[Start of Dataset excerpt]

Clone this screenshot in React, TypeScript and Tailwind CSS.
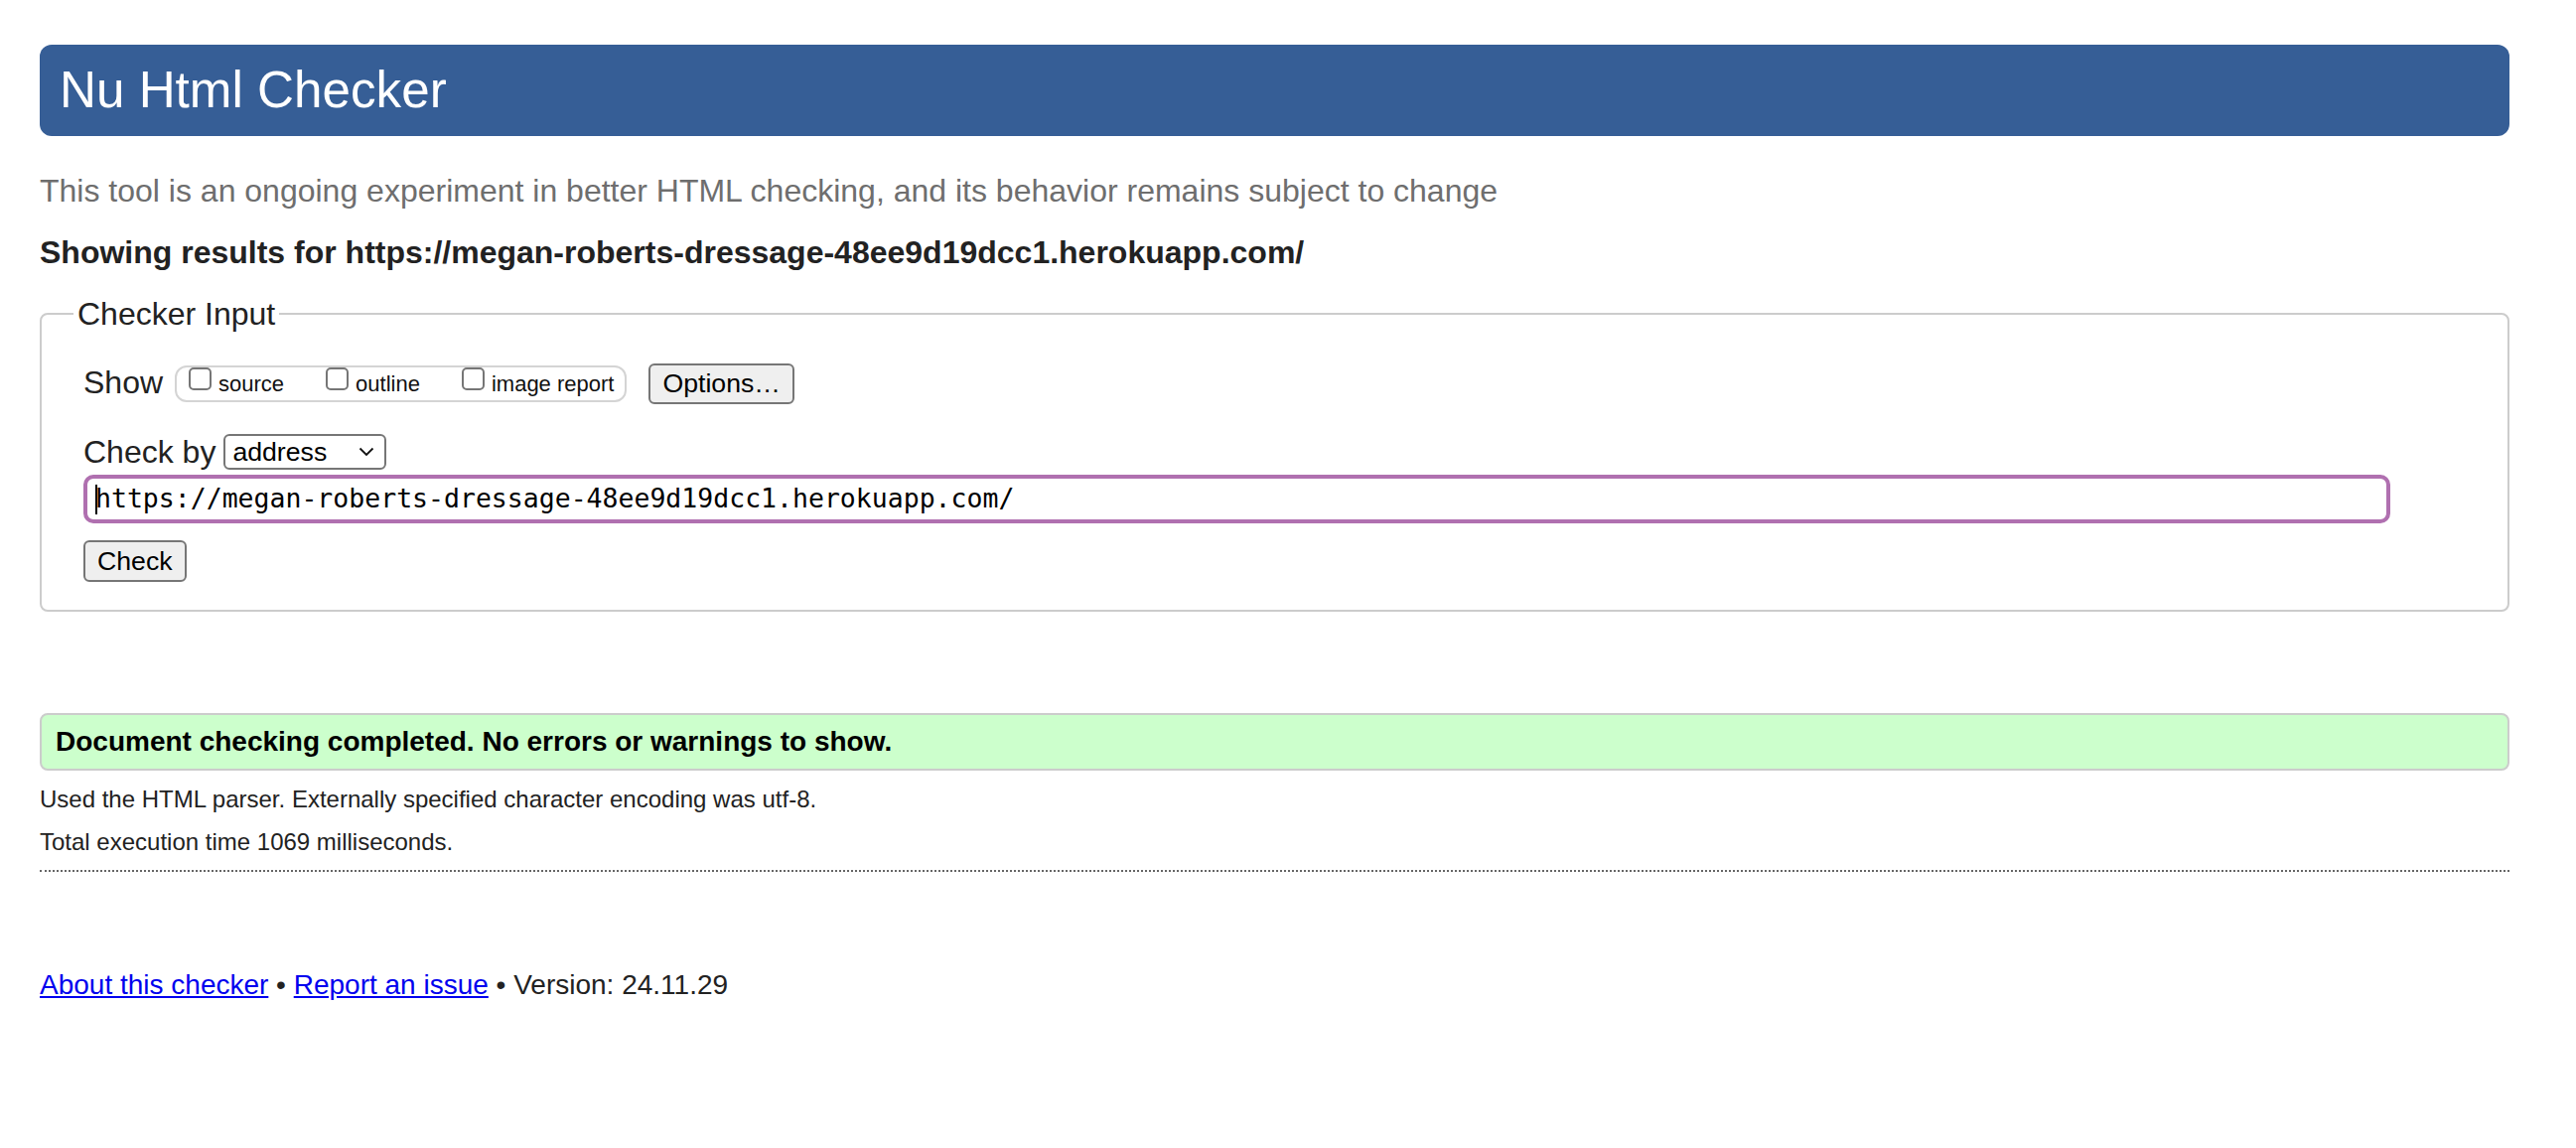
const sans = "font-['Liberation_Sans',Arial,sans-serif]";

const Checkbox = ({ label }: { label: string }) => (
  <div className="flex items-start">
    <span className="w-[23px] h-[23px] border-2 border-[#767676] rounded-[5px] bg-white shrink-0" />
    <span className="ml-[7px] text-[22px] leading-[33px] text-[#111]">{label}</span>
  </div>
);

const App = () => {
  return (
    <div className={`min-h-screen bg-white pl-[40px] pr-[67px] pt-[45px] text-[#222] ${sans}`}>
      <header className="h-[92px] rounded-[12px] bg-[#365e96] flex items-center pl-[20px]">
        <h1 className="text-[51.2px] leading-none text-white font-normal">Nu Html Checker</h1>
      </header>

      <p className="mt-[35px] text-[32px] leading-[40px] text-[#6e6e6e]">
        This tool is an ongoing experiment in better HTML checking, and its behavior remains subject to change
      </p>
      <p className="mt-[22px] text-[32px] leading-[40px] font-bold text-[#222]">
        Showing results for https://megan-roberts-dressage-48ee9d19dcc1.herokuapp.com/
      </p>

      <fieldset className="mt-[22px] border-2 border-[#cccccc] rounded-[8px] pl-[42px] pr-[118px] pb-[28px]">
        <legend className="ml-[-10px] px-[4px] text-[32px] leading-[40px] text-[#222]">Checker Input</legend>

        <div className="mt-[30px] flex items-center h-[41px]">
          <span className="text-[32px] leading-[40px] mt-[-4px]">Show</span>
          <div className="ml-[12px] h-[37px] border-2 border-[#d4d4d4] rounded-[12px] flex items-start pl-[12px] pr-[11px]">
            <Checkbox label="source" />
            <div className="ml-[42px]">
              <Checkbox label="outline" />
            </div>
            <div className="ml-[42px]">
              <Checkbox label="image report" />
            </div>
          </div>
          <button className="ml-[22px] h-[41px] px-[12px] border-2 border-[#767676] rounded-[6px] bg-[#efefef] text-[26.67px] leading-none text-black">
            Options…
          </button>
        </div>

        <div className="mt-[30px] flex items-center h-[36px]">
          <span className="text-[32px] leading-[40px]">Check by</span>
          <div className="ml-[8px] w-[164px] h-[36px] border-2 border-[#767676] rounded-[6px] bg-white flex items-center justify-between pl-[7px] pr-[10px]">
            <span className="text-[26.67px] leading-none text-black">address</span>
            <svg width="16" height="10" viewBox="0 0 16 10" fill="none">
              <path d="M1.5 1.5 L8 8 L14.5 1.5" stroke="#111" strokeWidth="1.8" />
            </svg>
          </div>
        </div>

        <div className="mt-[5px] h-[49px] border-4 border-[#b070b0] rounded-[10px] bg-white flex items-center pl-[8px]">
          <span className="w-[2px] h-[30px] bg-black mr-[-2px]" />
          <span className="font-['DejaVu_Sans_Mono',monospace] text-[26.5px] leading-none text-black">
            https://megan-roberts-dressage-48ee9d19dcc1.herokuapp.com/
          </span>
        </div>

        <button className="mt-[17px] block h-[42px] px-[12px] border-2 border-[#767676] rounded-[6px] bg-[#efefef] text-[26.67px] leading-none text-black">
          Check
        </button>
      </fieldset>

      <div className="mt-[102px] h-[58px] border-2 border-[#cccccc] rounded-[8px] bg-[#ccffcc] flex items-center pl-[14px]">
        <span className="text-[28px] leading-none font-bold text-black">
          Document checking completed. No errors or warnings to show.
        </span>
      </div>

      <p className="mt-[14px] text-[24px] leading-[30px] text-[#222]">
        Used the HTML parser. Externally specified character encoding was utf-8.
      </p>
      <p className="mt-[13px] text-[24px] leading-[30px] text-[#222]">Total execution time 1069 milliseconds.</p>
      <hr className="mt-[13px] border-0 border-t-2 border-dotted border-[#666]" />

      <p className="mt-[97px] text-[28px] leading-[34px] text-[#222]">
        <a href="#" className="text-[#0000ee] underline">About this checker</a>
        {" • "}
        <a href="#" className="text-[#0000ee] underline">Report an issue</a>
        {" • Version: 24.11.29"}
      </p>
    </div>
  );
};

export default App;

[End of Dataset excerpt]

* [What to work on]: Omit every picture while copying the listing above exactly.

* [Exercise solution]:
Clone this screenshot in React, TypeScript and Tailwind CSS.
const sans = "font-['Liberation_Sans',Arial,sans-serif]";

const Checkbox = ({ label }: { label: string }) => (
  <div className="flex items-start">
    <span className="w-[23px] h-[23px] border-2 border-[#767676] rounded-[5px] bg-white shrink-0" />
    <span className="ml-[7px] text-[22px] leading-[33px] text-[#111]">{label}</span>
  </div>
);

const App = () => {
  return (
    <div className={`min-h-screen bg-white pl-[40px] pr-[67px] pt-[45px] text-[#222] ${sans}`}>
      <header className="h-[92px] rounded-[12px] bg-[#365e96] flex items-center pl-[20px]">
        <h1 className="text-[51.2px] leading-none text-white font-normal">Nu Html Checker</h1>
      </header>

      <p className="mt-[35px] text-[32px] leading-[40px] text-[#6e6e6e]">
        This tool is an ongoing experiment in better HTML checking, and its behavior remains subject to change
      </p>
      <p className="mt-[22px] text-[32px] leading-[40px] font-bold text-[#222]">
        Showing results for https://megan-roberts-dressage-48ee9d19dcc1.herokuapp.com/
      </p>

      <fieldset className="mt-[22px] border-2 border-[#cccccc] rounded-[8px] pl-[42px] pr-[118px] pb-[28px]">
        <legend className="ml-[-10px] px-[4px] text-[32px] leading-[40px] text-[#222]">Checker Input</legend>

        <div className="mt-[30px] flex items-center h-[41px]">
          <span className="text-[32px] leading-[40px] mt-[-4px]">Show</span>
          <div className="ml-[12px] h-[37px] border-2 border-[#d4d4d4] rounded-[12px] flex items-start pl-[12px] pr-[11px]">
            <Checkbox label="source" />
            <div className="ml-[42px]">
              <Checkbox label="outline" />
            </div>
            <div className="ml-[42px]">
              <Checkbox label="image report" />
            </div>
          </div>
          <button className="ml-[22px] h-[41px] px-[12px] border-2 border-[#767676] rounded-[6px] bg-[#efefef] text-[26.67px] leading-none text-black">
            Options…
          </button>
        </div>

        <div className="mt-[30px] flex items-center h-[36px]">
          <span className="text-[32px] leading-[40px]">Check by</span>
          <div className="ml-[8px] w-[164px] h-[36px] border-2 border-[#767676] rounded-[6px] bg-white flex items-center justify-between pl-[7px] pr-[10px]">
            <span className="text-[26.67px] leading-none text-black">address</span>
            <svg width="16" height="10" viewBox="0 0 16 10" fill="none">
              <path d="M1.5 1.5 L8 8 L14.5 1.5" stroke="#111" strokeWidth="1.8" />
            </svg>
          </div>
        </div>

        <div className="mt-[5px] h-[49px] border-4 border-[#b070b0] rounded-[10px] bg-white flex items-center pl-[8px]">
          <span className="w-[2px] h-[30px] bg-black mr-[-2px]" />
          <span className="font-['DejaVu_Sans_Mono',monospace] text-[26.5px] leading-none text-black">
            https://megan-roberts-dressage-48ee9d19dcc1.herokuapp.com/
          </span>
        </div>

        <button className="mt-[17px] block h-[42px] px-[12px] border-2 border-[#767676] rounded-[6px] bg-[#efefef] text-[26.67px] leading-none text-black">
          Check
        </button>
      </fieldset>

      <div className="mt-[102px] h-[58px] border-2 border-[#cccccc] rounded-[8px] bg-[#ccffcc] flex items-center pl-[14px]">
        <span className="text-[28px] leading-none font-bold text-black">
          Document checking completed. No errors or warnings to show.
        </span>
      </div>

      <p className="mt-[14px] text-[24px] leading-[30px] text-[#222]">
        Used the HTML parser. Externally specified character encoding was utf-8.
      </p>
      <p className="mt-[13px] text-[24px] leading-[30px] text-[#222]">Total execution time 1069 milliseconds.</p>
      <hr className="mt-[13px] border-0 border-t-2 border-dotted border-[#666]" />

      <p className="mt-[97px] text-[28px] leading-[34px] text-[#222]">
        <a href="#" className="text-[#0000ee] underline">About this checker</a>
        {" • "}
        <a href="#" className="text-[#0000ee] underline">Report an issue</a>
        {" • Version: 24.11.29"}
      </p>
    </div>
  );
};

export default App;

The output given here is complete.